| |
|
TAX, FAIR?
During the
past century there has been an unprecedented interference
by government in everyday life, with the creation of
structures and attitudes that were not dismantled with
the passing of the total wars that justified them. The
socialist assumption that people should be "looked
after" from cradle to grave so penetrated the body
politic that many are now incapable of seeing state
welfare as merely one of the roles of government, albeit
an important one. They think it is what government is
for. The pre-Budget revelation that we are taxed so much
more than necessary that the Government had a £40
billion budget surplus provoked no riots. Downing Street
was not stormed because nearly 40p out of every pound is
taken in tax (perhaps as much as 53p gross), which means
that, in a working year, you now toil until early June
for them.
Because of the culture of shoulder-shrugging resignation
in the UK - governments do what they like, there's
nothing we can do about it, they're all the same anyway
etc. And so Tony Blair's pre-election pledge - "We
have no plans to increase tax at all" - is not
thrown back at him in every interview, as it should be.

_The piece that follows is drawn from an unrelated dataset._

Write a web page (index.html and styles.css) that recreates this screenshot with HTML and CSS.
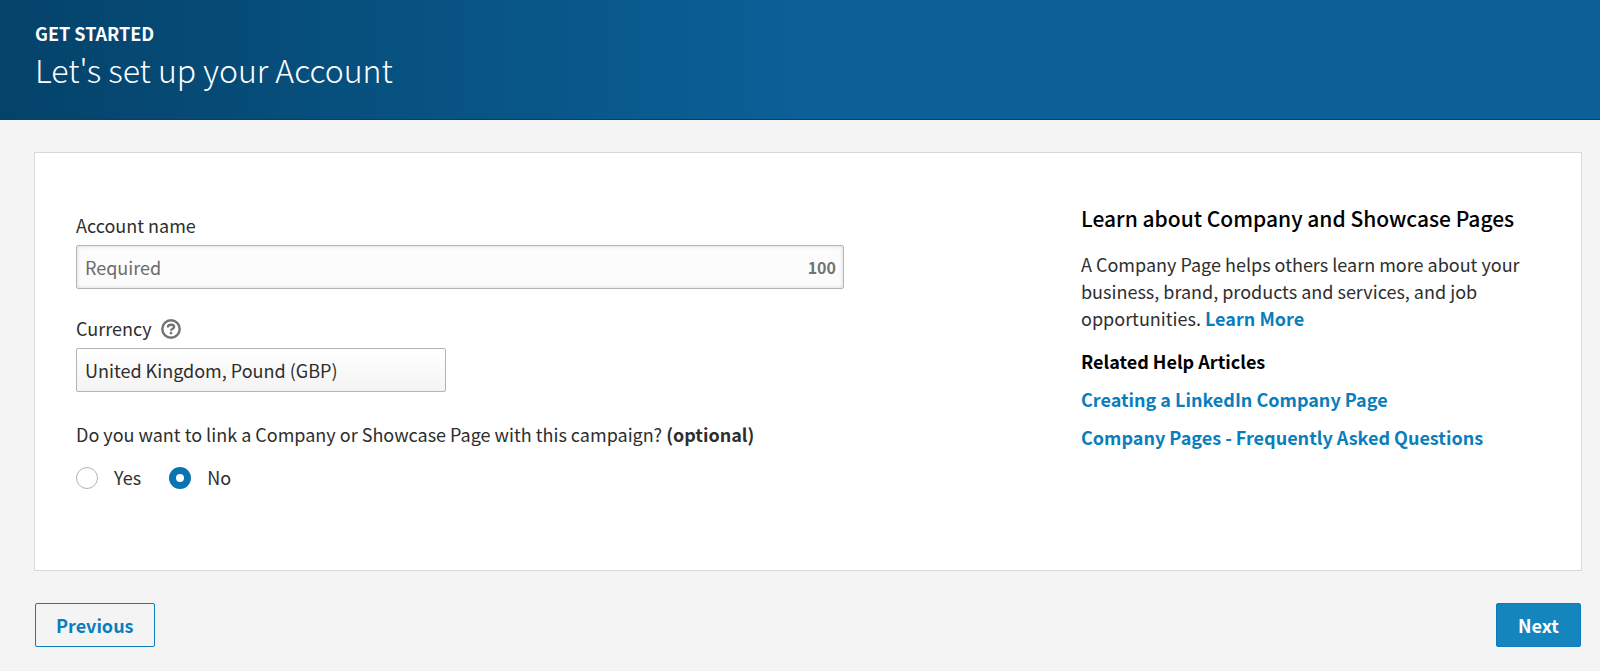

After all, his government averaged about one tax increase
every month in its first three years, and has been pretty
close to that since. But there is another reason for our
meekness in the face of the tax gatherers. The expansion
of state welfare has created three large groups of
citizens, only one of which has any serious interest in
halting or reversing the process.
First, there are welfare dependants who receive more in
state benefits than they contribute in taxation. Second,
there are those who, though taxpayers, make their living
either from administering and encouraging welfare
provision or from being servants of the state or local
authorities - teachers, NHS staff and the various kinds
of civil servant. Third, there are non-state funded
taxpayers, both individuals and businesses. These are the
milch-cows that keep the whole thing going but their
ability to do so declines as state provision increases.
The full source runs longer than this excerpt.